• [Problem details]: Which lines hold the word "styles"? Show each of them.

• [Records for this task]:

>> START

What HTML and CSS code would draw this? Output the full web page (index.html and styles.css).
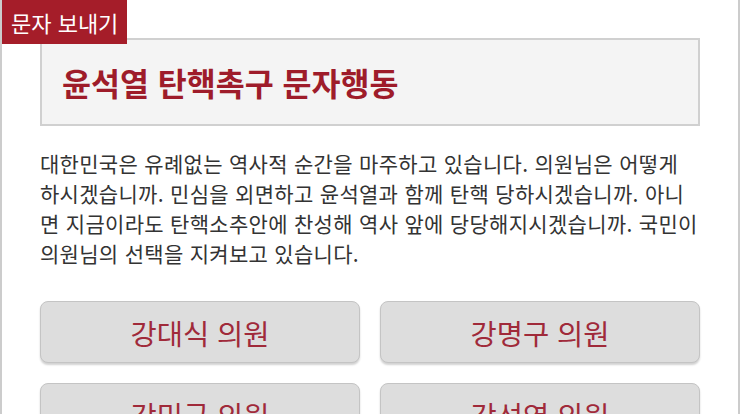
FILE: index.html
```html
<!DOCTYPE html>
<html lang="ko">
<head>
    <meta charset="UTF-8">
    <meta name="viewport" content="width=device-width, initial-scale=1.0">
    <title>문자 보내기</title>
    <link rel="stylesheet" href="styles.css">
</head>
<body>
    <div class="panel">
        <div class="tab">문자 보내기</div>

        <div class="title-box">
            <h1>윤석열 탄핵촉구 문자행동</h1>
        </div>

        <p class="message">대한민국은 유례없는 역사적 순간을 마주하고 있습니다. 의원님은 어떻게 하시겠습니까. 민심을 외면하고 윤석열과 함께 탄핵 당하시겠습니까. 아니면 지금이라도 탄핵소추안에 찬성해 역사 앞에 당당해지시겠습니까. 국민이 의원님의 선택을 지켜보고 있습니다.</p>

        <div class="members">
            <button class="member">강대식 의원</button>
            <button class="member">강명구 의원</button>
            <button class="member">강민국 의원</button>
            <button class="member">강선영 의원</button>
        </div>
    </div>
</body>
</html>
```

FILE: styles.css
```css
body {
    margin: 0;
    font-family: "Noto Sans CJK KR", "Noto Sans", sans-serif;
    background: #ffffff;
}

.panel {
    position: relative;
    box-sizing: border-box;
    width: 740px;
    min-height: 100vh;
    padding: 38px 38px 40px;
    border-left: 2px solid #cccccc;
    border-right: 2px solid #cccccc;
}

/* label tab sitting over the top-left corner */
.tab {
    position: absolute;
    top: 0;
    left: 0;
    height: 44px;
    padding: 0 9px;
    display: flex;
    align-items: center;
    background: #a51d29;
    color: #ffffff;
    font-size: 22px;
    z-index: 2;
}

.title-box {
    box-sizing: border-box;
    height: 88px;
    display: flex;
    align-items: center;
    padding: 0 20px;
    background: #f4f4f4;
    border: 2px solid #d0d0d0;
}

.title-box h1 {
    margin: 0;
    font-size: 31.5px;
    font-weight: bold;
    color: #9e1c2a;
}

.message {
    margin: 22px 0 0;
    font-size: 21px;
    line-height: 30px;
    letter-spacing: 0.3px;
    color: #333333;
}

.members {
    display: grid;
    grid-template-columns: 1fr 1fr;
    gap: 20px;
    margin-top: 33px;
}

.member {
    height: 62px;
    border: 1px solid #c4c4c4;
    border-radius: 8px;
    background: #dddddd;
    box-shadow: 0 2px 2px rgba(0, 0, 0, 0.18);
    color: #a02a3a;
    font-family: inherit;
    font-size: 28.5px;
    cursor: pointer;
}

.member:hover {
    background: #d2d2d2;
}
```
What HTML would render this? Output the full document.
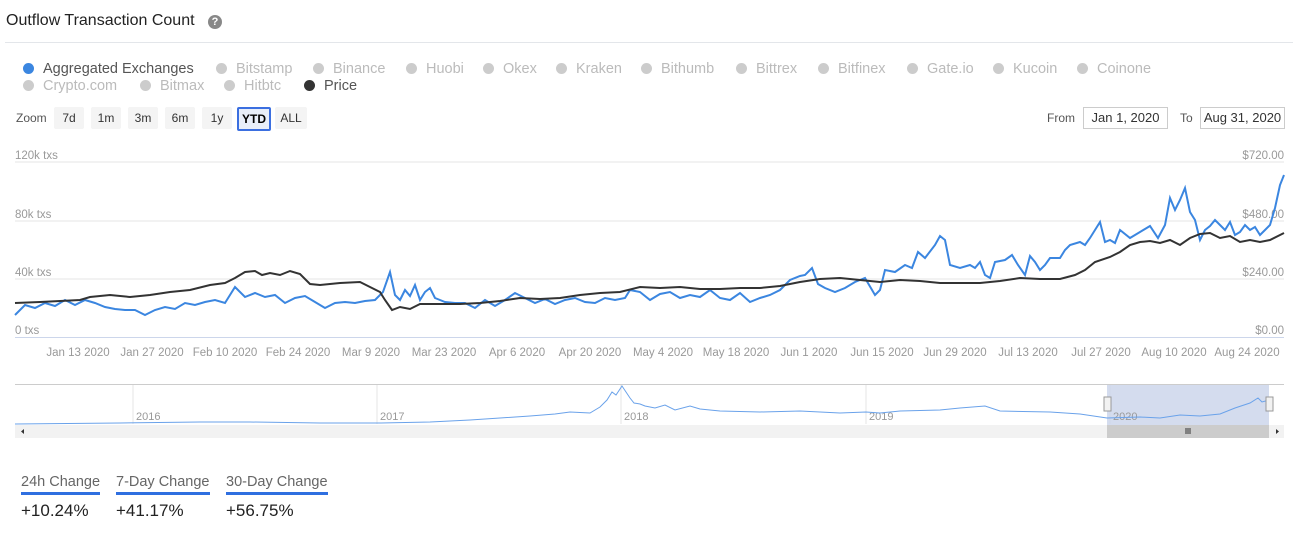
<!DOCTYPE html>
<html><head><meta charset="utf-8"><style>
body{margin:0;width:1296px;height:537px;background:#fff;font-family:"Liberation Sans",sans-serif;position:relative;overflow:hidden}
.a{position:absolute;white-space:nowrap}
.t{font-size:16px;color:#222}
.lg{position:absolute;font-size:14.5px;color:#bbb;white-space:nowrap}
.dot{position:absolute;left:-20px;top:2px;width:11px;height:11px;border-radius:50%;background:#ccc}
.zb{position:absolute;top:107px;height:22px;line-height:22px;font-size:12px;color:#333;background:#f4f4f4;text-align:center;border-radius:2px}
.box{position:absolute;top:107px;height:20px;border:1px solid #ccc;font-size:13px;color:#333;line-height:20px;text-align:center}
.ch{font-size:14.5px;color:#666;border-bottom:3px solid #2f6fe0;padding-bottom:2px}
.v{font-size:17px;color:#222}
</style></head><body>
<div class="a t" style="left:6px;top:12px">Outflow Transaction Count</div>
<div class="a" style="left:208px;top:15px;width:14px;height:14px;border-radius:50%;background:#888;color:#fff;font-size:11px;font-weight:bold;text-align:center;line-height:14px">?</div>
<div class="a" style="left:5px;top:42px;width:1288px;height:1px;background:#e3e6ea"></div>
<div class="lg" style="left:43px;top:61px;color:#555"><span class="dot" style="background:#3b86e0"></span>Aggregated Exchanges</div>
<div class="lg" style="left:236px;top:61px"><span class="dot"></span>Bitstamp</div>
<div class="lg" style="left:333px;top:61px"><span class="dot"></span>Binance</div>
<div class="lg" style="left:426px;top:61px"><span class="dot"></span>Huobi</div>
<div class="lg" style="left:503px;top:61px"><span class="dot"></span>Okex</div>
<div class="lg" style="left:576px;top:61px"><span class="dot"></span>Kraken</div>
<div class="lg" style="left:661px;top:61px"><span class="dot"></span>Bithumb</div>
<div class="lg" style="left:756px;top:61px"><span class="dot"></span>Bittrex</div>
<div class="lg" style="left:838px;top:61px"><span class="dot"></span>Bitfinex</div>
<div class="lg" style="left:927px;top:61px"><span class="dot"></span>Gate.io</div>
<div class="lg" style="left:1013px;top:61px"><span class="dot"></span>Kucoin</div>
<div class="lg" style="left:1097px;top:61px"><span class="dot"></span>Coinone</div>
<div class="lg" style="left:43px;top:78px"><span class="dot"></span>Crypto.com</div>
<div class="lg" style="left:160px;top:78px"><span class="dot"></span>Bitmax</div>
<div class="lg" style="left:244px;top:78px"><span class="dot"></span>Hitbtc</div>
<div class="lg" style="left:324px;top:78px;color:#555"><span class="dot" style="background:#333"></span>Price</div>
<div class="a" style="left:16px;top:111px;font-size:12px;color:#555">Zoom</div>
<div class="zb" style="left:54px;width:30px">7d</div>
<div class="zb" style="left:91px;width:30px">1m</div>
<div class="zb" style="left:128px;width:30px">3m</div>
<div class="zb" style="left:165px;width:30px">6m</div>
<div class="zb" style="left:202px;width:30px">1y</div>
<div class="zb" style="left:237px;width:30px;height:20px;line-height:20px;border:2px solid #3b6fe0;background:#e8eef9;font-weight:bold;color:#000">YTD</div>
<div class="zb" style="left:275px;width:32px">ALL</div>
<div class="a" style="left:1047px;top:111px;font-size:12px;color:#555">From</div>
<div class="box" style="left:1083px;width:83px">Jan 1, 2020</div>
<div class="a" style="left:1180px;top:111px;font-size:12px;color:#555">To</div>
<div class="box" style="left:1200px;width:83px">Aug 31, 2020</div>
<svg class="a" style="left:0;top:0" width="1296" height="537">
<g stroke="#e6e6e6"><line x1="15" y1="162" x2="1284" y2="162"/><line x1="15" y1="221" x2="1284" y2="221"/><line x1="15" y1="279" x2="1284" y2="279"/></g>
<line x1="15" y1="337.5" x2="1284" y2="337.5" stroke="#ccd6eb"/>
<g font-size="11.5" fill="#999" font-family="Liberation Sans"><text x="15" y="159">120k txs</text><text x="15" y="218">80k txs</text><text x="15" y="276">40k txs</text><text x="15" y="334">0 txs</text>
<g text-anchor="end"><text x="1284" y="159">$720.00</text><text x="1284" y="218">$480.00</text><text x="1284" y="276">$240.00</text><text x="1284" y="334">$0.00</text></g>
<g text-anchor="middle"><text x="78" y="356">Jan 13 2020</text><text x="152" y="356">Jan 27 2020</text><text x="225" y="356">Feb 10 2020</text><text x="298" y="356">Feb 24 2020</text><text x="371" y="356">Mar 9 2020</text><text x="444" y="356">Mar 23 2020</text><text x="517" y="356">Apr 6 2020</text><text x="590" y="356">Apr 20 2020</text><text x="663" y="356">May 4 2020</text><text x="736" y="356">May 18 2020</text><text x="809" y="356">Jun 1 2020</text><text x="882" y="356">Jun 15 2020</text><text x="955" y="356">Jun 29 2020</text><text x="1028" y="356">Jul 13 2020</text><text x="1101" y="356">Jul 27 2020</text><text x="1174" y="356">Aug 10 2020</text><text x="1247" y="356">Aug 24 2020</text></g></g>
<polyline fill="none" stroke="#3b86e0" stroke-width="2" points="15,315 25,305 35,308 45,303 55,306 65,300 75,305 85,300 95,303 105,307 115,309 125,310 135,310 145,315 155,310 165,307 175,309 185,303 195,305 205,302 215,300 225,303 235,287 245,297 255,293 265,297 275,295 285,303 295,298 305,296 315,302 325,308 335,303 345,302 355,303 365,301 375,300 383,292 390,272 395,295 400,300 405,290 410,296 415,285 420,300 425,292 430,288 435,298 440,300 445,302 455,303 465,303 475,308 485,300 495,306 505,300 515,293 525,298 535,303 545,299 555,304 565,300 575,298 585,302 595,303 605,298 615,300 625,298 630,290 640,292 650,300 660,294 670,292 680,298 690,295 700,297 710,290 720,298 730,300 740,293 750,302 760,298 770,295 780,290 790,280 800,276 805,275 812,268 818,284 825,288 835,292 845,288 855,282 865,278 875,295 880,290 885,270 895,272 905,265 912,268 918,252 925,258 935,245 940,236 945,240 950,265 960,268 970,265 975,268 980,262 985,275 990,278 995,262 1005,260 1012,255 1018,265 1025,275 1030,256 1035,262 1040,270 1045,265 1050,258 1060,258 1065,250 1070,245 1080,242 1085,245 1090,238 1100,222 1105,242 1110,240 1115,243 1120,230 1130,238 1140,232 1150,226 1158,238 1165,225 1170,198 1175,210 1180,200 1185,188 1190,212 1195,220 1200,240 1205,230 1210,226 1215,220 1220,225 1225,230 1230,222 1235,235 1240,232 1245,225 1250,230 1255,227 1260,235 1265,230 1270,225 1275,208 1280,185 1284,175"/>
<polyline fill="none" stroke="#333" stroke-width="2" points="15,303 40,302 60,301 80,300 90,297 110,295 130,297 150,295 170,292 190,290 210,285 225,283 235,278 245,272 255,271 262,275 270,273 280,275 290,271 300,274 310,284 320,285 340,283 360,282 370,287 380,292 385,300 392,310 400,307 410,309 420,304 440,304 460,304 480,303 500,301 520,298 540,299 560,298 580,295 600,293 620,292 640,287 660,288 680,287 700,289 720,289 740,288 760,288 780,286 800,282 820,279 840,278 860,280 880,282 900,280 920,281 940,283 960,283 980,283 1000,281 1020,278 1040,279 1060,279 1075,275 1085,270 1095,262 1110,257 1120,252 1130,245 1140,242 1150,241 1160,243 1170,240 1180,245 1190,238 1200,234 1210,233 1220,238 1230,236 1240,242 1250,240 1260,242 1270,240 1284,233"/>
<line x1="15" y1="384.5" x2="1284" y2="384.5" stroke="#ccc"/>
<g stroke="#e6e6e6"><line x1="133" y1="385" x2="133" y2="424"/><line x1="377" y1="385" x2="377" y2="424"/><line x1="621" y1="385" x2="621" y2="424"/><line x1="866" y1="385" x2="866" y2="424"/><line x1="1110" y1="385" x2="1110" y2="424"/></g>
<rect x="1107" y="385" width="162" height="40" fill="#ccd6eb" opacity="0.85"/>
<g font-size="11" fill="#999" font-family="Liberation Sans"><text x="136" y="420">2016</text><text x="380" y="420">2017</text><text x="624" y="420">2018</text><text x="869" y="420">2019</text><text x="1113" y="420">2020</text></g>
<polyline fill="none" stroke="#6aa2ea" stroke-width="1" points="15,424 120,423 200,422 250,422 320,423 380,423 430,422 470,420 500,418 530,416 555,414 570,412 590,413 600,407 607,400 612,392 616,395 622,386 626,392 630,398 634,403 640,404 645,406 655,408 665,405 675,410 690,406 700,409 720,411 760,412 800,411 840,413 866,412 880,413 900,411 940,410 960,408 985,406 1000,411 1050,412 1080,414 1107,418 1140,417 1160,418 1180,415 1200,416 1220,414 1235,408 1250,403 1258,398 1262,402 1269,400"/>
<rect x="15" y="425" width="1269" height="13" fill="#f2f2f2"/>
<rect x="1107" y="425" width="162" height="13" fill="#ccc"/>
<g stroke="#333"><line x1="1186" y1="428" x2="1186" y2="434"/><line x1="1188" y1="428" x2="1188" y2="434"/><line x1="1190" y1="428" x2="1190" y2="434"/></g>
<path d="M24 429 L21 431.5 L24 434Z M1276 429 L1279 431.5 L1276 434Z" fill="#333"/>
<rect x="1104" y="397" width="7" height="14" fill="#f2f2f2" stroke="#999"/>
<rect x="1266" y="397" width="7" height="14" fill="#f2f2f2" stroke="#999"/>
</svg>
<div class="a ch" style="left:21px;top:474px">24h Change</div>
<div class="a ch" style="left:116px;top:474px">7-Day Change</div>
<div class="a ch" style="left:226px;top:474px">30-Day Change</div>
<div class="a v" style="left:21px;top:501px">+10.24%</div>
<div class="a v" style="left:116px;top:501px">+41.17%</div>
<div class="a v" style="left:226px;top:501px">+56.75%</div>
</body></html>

>> END
>> START

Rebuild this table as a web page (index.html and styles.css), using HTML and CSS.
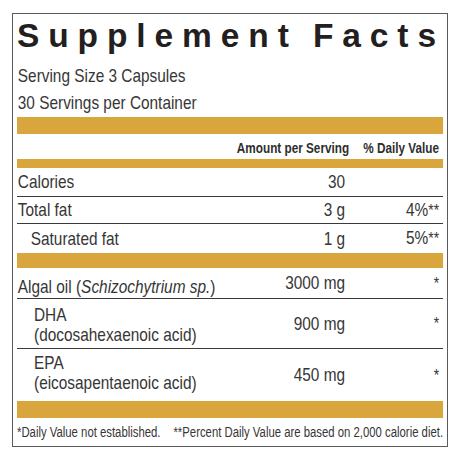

>> END
>> START

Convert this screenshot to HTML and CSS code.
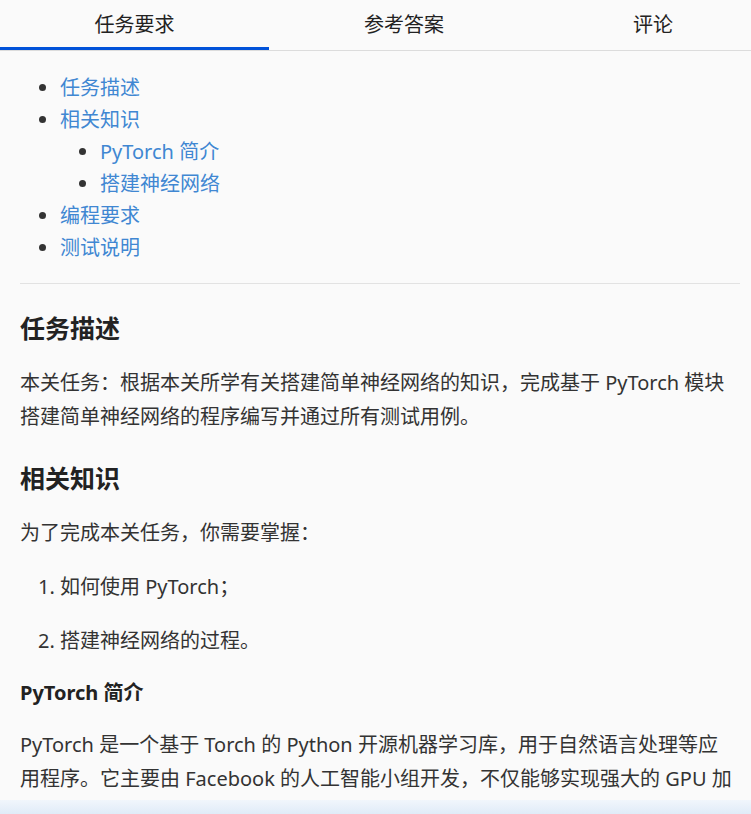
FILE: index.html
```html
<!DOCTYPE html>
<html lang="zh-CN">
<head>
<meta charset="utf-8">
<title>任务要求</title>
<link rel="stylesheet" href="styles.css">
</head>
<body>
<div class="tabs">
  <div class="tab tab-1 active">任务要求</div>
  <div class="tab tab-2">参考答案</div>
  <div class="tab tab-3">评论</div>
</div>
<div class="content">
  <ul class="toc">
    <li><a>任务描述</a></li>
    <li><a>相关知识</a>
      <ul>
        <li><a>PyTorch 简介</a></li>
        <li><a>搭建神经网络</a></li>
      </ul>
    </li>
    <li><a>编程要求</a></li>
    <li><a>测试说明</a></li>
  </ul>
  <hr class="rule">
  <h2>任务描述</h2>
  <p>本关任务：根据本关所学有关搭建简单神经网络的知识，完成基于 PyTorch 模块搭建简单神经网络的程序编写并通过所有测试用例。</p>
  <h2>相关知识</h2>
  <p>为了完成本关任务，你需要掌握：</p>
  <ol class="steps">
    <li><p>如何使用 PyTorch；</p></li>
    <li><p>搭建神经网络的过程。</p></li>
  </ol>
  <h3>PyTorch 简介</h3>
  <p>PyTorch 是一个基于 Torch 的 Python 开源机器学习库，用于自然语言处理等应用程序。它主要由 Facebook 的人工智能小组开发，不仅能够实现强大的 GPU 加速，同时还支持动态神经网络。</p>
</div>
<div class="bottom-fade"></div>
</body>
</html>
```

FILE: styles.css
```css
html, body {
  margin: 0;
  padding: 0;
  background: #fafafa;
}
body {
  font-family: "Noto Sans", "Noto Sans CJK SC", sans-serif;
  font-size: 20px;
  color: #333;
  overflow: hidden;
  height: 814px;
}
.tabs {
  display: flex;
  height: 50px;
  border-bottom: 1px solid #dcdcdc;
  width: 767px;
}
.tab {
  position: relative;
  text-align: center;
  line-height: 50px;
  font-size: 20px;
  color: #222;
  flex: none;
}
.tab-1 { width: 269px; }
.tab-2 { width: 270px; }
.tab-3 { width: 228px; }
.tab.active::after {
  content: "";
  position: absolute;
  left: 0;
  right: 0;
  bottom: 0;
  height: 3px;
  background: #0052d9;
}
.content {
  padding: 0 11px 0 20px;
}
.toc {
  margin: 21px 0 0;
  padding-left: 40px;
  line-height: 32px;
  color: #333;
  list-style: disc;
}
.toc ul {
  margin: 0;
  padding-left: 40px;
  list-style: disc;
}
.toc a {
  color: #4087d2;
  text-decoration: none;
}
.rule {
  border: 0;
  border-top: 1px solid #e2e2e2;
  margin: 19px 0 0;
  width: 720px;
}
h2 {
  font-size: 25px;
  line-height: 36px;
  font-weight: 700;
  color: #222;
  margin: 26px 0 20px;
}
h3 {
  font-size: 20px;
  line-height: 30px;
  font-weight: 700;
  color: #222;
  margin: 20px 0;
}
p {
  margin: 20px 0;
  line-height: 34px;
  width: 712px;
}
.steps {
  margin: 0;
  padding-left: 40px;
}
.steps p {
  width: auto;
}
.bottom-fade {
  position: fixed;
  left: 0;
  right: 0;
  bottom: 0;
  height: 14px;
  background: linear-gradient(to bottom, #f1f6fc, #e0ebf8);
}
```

>> END

• [Complete output]:
What HTML and CSS code would draw this? Output the full web page (index.html and styles.css).
    <link rel="stylesheet" href="styles.css">
FILE: styles.css
Rebuild this table as a web page (index.html and styles.css), using HTML and CSS.
<link rel="stylesheet" href="styles.css">
FILE: styles.css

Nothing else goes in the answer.